Copy each line in the data that includes the word "React".
::: Source excerpt :::
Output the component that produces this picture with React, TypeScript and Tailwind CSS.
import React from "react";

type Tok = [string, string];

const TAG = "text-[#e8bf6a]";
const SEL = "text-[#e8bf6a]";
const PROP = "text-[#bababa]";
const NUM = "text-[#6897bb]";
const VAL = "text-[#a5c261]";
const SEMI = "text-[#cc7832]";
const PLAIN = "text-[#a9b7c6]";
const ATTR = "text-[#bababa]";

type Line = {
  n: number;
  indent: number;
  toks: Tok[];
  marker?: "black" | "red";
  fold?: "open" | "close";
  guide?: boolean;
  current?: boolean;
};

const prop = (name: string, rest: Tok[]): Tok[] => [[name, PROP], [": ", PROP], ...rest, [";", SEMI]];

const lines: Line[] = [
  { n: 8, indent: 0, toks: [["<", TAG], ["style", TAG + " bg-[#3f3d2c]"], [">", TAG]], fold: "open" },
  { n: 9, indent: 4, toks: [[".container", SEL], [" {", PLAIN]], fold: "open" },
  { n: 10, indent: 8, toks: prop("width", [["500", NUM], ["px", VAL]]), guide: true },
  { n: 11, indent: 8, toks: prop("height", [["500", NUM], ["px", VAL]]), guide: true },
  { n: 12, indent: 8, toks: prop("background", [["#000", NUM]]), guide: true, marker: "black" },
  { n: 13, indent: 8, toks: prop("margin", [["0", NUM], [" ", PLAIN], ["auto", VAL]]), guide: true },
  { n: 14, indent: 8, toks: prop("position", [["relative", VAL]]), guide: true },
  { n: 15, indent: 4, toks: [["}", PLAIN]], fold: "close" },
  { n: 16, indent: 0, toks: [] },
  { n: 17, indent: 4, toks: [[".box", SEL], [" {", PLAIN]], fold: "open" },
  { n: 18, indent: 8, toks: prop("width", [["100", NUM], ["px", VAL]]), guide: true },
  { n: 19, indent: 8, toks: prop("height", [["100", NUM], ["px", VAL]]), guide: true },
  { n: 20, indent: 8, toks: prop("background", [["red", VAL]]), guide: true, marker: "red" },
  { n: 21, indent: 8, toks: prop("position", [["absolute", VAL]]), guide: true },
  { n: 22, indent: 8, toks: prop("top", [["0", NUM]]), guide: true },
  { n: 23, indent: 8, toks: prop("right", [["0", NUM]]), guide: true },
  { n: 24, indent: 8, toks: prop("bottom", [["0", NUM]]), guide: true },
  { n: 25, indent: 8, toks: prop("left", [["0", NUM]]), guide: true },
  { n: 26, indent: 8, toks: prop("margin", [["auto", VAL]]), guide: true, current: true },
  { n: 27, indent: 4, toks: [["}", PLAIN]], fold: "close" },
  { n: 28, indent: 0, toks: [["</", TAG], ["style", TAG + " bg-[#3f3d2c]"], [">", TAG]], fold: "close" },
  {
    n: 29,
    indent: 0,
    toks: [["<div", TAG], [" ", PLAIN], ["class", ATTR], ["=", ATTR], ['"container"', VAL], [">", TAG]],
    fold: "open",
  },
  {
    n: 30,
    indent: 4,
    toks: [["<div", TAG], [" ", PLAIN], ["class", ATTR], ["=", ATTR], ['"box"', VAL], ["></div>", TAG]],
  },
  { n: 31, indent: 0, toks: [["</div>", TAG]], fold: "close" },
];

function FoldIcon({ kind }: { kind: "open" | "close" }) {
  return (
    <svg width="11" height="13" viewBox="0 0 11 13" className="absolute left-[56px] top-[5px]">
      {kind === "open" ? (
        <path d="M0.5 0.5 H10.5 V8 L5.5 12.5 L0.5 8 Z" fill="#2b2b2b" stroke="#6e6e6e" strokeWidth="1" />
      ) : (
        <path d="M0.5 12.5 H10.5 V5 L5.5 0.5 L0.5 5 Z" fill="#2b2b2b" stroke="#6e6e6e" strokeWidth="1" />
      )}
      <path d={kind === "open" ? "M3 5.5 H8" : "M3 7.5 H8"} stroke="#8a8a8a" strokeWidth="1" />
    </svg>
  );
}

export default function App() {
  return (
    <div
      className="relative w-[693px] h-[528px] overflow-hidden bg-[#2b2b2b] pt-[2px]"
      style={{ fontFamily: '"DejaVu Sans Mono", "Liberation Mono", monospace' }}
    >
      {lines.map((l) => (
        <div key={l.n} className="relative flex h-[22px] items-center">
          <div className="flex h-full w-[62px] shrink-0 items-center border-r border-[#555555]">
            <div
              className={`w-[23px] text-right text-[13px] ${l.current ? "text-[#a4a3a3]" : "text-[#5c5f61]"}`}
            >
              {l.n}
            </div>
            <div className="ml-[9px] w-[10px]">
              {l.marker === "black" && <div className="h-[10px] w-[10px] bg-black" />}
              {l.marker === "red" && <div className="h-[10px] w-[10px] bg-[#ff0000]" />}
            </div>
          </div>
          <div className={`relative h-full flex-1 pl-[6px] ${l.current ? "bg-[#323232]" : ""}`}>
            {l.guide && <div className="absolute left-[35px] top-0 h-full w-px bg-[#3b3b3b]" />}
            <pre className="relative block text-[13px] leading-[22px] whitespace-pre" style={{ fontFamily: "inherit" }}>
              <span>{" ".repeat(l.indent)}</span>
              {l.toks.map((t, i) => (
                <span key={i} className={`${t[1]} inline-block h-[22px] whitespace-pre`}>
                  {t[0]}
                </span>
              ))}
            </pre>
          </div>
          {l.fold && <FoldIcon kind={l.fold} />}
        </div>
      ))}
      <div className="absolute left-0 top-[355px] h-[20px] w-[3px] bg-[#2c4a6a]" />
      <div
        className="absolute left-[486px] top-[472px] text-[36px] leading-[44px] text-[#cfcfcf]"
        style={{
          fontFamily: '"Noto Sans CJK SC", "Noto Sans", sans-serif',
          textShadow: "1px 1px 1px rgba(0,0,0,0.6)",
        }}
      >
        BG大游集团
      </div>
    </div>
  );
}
:::
_Task result_
Output the component that produces this picture with React, TypeScript and Tailwind CSS.
import React from "react";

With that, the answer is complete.